JOZEF VAN WISSEM + CANARY PIPE, 18/11/2017

Trieste, Chiesa Evangelica-Luterana.

Wunderkammer esiste a Trieste dal 2006 e propone rassegne di musica antica (ma non solo). Quest’anno “Distanze” porta su vari palchi un pugno di artisti nazionali e internazionali che utilizzano strumentazione antica/etnica e si ispirano a tradizioni sviluppatesi quando ancora non si potevano registrare dischi. In questo modo il pubblico può – tra le altre cose – scoprire come loro adattano e ibridano un repertorio che si fonda su epoche passate e da esplorare (e da re-inventare o ri-creare? Il discorso è lunghissimo, non voglio farlo e non credo di saperlo fare solo perché ho tutti i dischi dei Dead Can Dance a casa…).

Al di là dei due live, di questa serata ricorderò soprattutto la cornice meravigliosa della Chiesa Evangelica-Luterana di Trieste, in possesso tra l’altro – come noto in città – di un’ ottima acustica, ma soprattutto la signora attempata, d’aspetto e non d’animo, che corre al banchetto dei dischi per portarsi a casa il vinile di Jozef van Wissem, il vincitore di Cannes, il liutista che suona con Jarmusch, collabora con Zola Jesus e sta su etichette come Sacred Bones, Important oppure – per la seconda volta questo novembre col suo nuovissimo album – su Consouling Sounds, realtà belga che in catalogo ha gente come gli AmenRa…

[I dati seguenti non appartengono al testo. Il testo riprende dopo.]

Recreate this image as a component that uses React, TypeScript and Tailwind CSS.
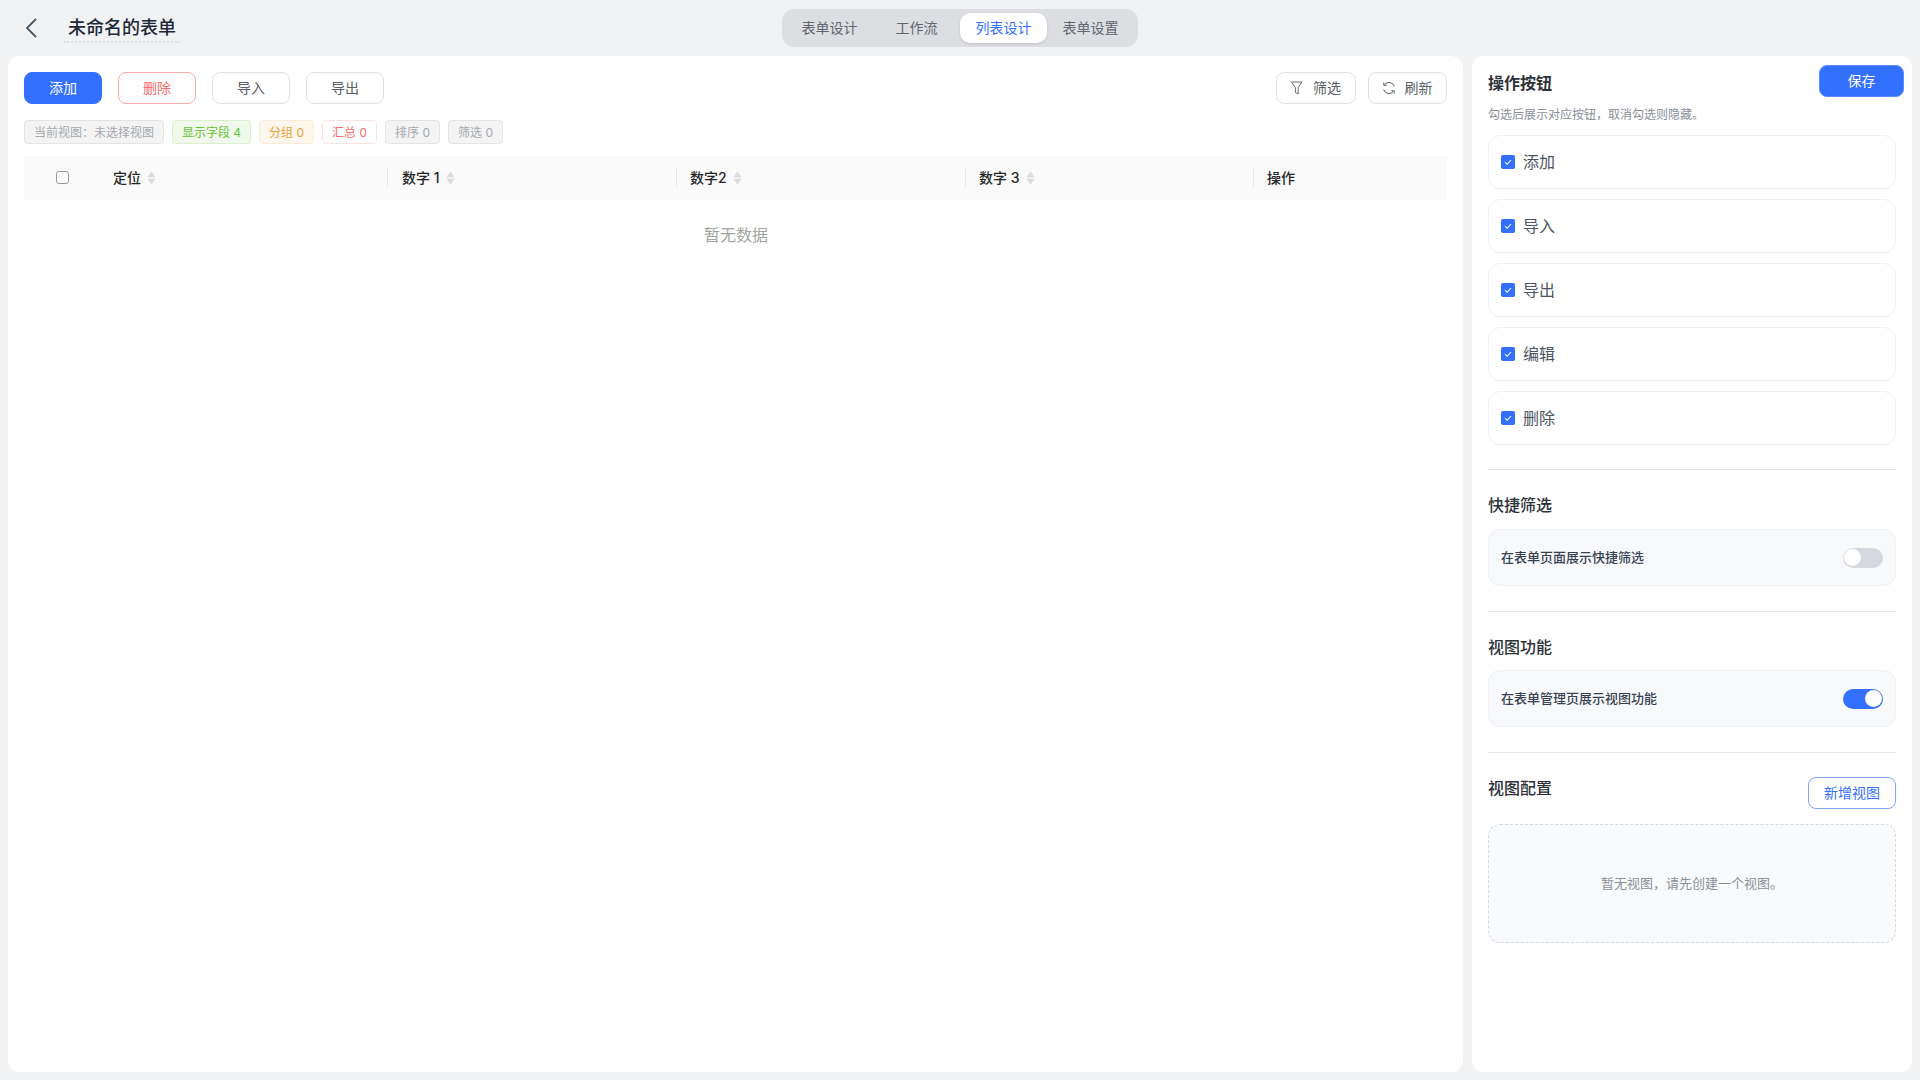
const FONT = "font-['Inter','Noto_Sans_CJK_SC',sans-serif]";

function Btn({ label, cls }: { label: string; cls: string }) {
  return (
    <button className={`h-8 w-[78px] rounded-lg border text-sm ${cls}`}>{label}</button>
  );
}

function Tag({ label, cls, w }: { label: string; cls: string; w: string }) {
  return (
    <span className={`flex h-6 items-center justify-center rounded border pt-px text-xs ${w} ${cls}`}>{label}</span>
  );
}

function Sort() {
  return (
    <svg width="9" height="14" viewBox="0 0 9 14" className="ml-[6px] shrink-0">
      <path d="M4.5 0.3 L8.5 6.2 H0.5 Z" fill="#dcdcdc" />
      <path d="M4.5 13.7 L8.5 7.8 H0.5 Z" fill="#dcdcdc" />
    </svg>
  );
}

function HeadCell({ label, sort = true, w, sep = true, pad = "pl-[14px]" }: { label: string; sort?: boolean; w: string; sep?: boolean; pad?: string }) {
  return (
    <div className={`relative flex h-full items-center text-sm font-medium text-[#262626] ${pad} ${w}`}>
      {sep && <span className="absolute left-0 top-3 h-5 w-px bg-[#e8e8e8]" />}
      <span>{label}</span>
      {sort && <Sort />}
    </div>
  );
}

function CheckItem({ label }: { label: string }) {
  return (
    <div className="flex h-[54px] items-center rounded-xl border border-[#eef0f5] bg-white pl-[12px]">
      <span className="flex h-[14px] w-[14px] items-center justify-center rounded-[2px] bg-[#3370ff]">
        <svg width="10" height="10" viewBox="0 0 10 10" fill="none">
          <path d="M2 5.2 L4.2 7.3 L8 3" stroke="#fff" strokeWidth="1.1" />
        </svg>
      </span>
      <span className="ml-[8px] text-base text-[#4b5563]">{label}</span>
    </div>
  );
}

function ToggleCard({ label, on }: { label: string; on: boolean }) {
  return (
    <div className="flex h-[57px] items-center justify-between rounded-xl border border-[#eef0f5] bg-[#f8f9fb] pl-[12px] pr-[12px]">
      <span className="text-[13px] font-medium text-[#374151]">{label}</span>
      {on ? (
        <span className="flex h-5 w-10 items-center justify-end rounded-full bg-[#3370ff] pr-[1px]">
          <span className="h-[17px] w-[17px] rounded-full bg-white" />
        </span>
      ) : (
        <span className="flex h-5 w-10 items-center rounded-full bg-[#d5d8de] pl-[1px]">
          <span className="h-[17px] w-[17px] rounded-full bg-white" />
        </span>
      )}
    </div>
  );
}

export default function App() {
  return (
    <div className={`flex h-[1080px] flex-col bg-[#f1f2f4] ${FONT}`}>
      <header className="grid h-14 shrink-0 grid-cols-[1fr_356px_1fr] items-center">
        <div className="flex items-center pl-[24px]">
          <svg width="16" height="22" viewBox="0 0 16 22" fill="none">
            <path d="M12 2 L3 11 L12 20" stroke="#4b5563" strokeWidth="1.8" />
          </svg>
          <div className="ml-[24px] -mt-[2px] flex h-[32px] w-[116px] items-center justify-center border-b-2 border-dotted border-[#dcdfe4] pt-[4px] text-lg font-medium text-[#1f2937]">
            未命名的表单
          </div>
        </div>
        <div className="flex h-[38px] items-center rounded-xl bg-[#dcdee1] p-1 text-sm text-[#5f6670]">
          <div className="flex h-[30px] w-[87px] items-center justify-center">表单设计</div>
          <div className="flex h-[30px] w-[87px] items-center justify-center">工作流</div>
          <div className="flex h-[30px] w-[87px] items-center justify-center rounded-[10px] bg-white text-[#3370ff] shadow-[0_1px_3px_rgba(0,0,0,0.12)]">列表设计</div>
          <div className="flex h-[30px] w-[87px] items-center justify-center">表单设置</div>
        </div>
        <div />
      </header>
      <main className="flex min-h-0 flex-1 gap-[9px] px-2 pb-2">
        <section className="flex w-[1455px] flex-col rounded-xl bg-white px-4 pt-4">
          <div className="flex items-center justify-between">
            <div className="flex gap-4">
              <Btn label="添加" cls="border-[#3370ff] bg-[#3370ff] text-white" />
              <Btn label="删除" cls="border-[#ffa8a8] bg-white text-[#f56c6c]" />
              <Btn label="导入" cls="border-[#dfe1e8] bg-white text-[#5a5f68]" />
              <Btn label="导出" cls="border-[#dfe1e8] bg-white text-[#5a5f68]" />
            </div>
            <div className="flex gap-3">
              <button className="flex h-8 w-[80px] items-center justify-center gap-[8px] rounded-lg border border-[#dfe1e8] bg-white text-sm text-[#5a5f68]">
                <svg width="14" height="14" viewBox="0 0 14 14" fill="none">
                  <path d="M0.5 1 H11 L7.2 6.6 V13 L4.4 11.4 V6.6 Z" stroke="#5a5f68" strokeWidth="0.9" strokeLinejoin="round" />
                </svg>
                筛选
              </button>
              <button className="flex h-8 w-[79px] items-center justify-center gap-[8px] rounded-lg border border-[#dfe1e8] bg-white text-sm text-[#5a5f68]">
                <svg width="14" height="14" viewBox="0 0 14 14" fill="none" className="-ml-px mr-px">
                  <path d="M12.4 5.5 A5.6 5.6 0 0 0 2.6 3.6" stroke="#5a5f68" strokeWidth="1" />
                  <path d="M1.6 8.5 A5.6 5.6 0 0 0 11.4 10.4" stroke="#5a5f68" strokeWidth="1" />
                  <path d="M1.8 1.4 V4.3 H4.7" stroke="#5a5f68" strokeWidth="1" />
                  <path d="M12.2 12.6 V9.7 H9.3" stroke="#5a5f68" strokeWidth="1" />
                </svg>
                刷新
              </button>
            </div>
          </div>
          <div className="mt-4 flex gap-2">
            <Tag label="当前视图：未选择视图" w="w-[140px]" cls="border-[#e3e4e6] bg-[#f4f4f5] text-[#a6a9ad]" />
            <Tag label="显示字段 4" w="w-[79px]" cls="border-[#d9f2cc] bg-[#f0f9eb] text-[#67c23a]" />
            <Tag label="分组 0" w="w-[55px]" cls="border-[#faecd8] bg-[#fdf6ec] text-[#e6a23c]" />
            <Tag label="汇总 0" w="w-[55px]" cls="border-[#fde2e2] bg-white text-[#f56c6c]" />
            <Tag label="排序 0" w="w-[55px]" cls="border-[#e3e4e6] bg-[#f4f4f5] text-[#a6a9ad]" />
            <Tag label="筛选 0" w="w-[55px]" cls="border-[#e3e4e6] bg-[#f4f4f5] text-[#a6a9ad]" />
          </div>
          <div className="mt-3 flex h-11 w-[1423px] items-center bg-[#fafafa]">
            <div className="flex h-full w-[75px] items-center pl-[32px]">
              <span className="-mt-[1px] h-[13px] w-[13px] rounded-[3px] border border-[#9a9a9a] bg-white" />
            </div>
            <HeadCell label="定位" w="w-[288px]" sep={false} />
            <HeadCell label="数字 1" w="w-[289px]" pad="pl-[15px]" />
            <HeadCell label="数字2" w="w-[289px]" />
            <HeadCell label="数字 3" w="w-[288px]" />
            <HeadCell label="操作" w="flex-1" sort={false} />
          </div>
          <div className="mt-[23px] w-[1423px] pl-px text-center text-base text-[#a3a3a3]">暂无数据</div>
        </section>
        <aside className="relative flex w-[440px] flex-col rounded-xl bg-white px-4 pt-[15px]">
          <button className="absolute right-2 top-[9px] h-8 w-[85px] rounded-lg border border-[#5b8cff] bg-[#3370ff] text-sm text-white">保存</button>
          <h2 className="text-base font-semibold leading-6 text-[#2d3138]">操作按钮</h2>
          <p className="mt-[10px] text-xs leading-5 text-[#8a8f98]">勾选后展示对应按钮，取消勾选则隐藏。</p>
          <div className="mt-[10px] flex flex-col gap-[10px]">
            <CheckItem label="添加" />
            <CheckItem label="导入" />
            <CheckItem label="导出" />
            <CheckItem label="编辑" />
            <CheckItem label="删除" />
          </div>
          <div className="mt-6 h-px bg-[#e5e7eb]" />
          <h2 className="mt-[23px] text-base font-medium leading-6 text-[#2d3138]">快捷筛选</h2>
          <div className="mt-3">
            <ToggleCard label="在表单页面展示快捷筛选" on={false} />
          </div>
          <div className="mt-[25px] h-px bg-[#e5e7eb]" />
          <h2 className="mt-[23px] text-base font-medium leading-6 text-[#2d3138]">视图功能</h2>
          <div className="mt-[11px]">
            <ToggleCard label="在表单管理页展示视图功能" on />
          </div>
          <div className="mt-[25px] h-px bg-[#e5e7eb]" />
          <div className="mt-6 flex items-start justify-between">
            <h2 className="-mt-px text-base font-medium leading-6 text-[#2d3138]">视图配置</h2>
            <button className="h-8 w-[88px] rounded-lg border border-[#7aa5ff] bg-white text-sm text-[#3370ff]">新增视图</button>
          </div>
          <div className="mt-[15px] flex h-[119px] items-center justify-center rounded-xl border border-dashed border-[#d5d8de] bg-[#f9fafb] text-[13px] text-[#8a8f98]">
            暂无视图，请先创建一个视图。
          </div>
        </aside>
      </main>
    </div>
  );
}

La scelta di Wunderkammer, apparentemente una delle sue più oltranziste, per quanto coerente con il disegno iniziale (cosa vuol dire oggi interpretare musica antica?), verrà premiata e otterrà l’effetto di unire pubblici di diverse generazioni e in qualche modo di regalare ai giovani un posto nuovo dove assistere a un live, in una Trieste dove sono proprio soprattutto i posti a mancare. Speriamo che altri si mettano in scia e sfruttino quest’edificio per questo tipo di cose, come accade già in Europa con altre chiese protestanti. A bocce ferme, parlando con gli organizzatori, pare che alcuni aspetti tecnici siano come logico ancora migliorabili, ma l’applauso infinito dopo il bis di van Wissem mi fa pensare che va bene comunque così, anche perché la platea non è certo composta da sprovveduti, anzi c’è pure chi in regione si sbatte per mettere in piedi concerti nelle location più varie.

The New Noise ha intervistato due volte Jozef e lo ha affrontato su disco e dal vivo, quindi mi siedo convinto che non avrò molto da aggiungere al discorso, ma poi mi accorgo che è insolito osservare quest’uomo per “contrasto” con l’opening act Canary Pipe, cioè Irene Brigitte (voce e talvolta chitarra acustica) e Ilaria Fantin (arciliuto e a volte voce): le due hanno un repertorio che parte dal Seicento ma prova a parlare a tutti, per esempio tramite Nick Drake, i Beatles o David Bowie, toccando poi temi d’attualità (Regeni) e compositori contemporanei. La loro compostezza (per quanto temperata da ammiccamenti pop) fa emergere quanto di “irregolare” c’è in van Wissem. Questa sera si finisce per notare alcune sue asprezze, le dissonanze, le parti dolorose, l’approccio minimalista, certi gesti quasi “rock” con lo strumento. Superfluo sottolineare la differenza tra le voci: se Irene Brigitte adotta con disinvoltura registri classici come moderni, uscendosene a volte dal tempo presente, lui sembra sempre una più “vicina” (?) via di mezzo tra Curtis e Cave, fatte le debite proporzioni e tenuto conto che i suoi pezzi sono generalmente strumentali, anche se alla fine rimarranno in testa a molti il mantra “love destroys all evil and frees us” di “Love Destroys All Evil” (tratta da It Is Time For You To Return del 2014) o quel ripetuto “do you ever feel like you want to…” di “Detachment” (tratta da When Shall This Bright Day Begin del 2016). Per inciso, c’è anche spazio per qualcosa dall’ultimo Nobody Living Can Ever Make Me Turn Back e dalla soundtrack di Only Lovers Left Alive. Diverso, insomma, è quando l’ascolto dei dischi di Jozef van Wissem avviene tra quello di Dead Neanderthals e Wiegedood (per nominare due gruppi ai quali si trova accanto su Consouling), nel qual caso è inevitabile soffermarsi sulla sua alterità rispetto alla nostra epoca… Dai, anche oggi abbiamo imparato qualcosa.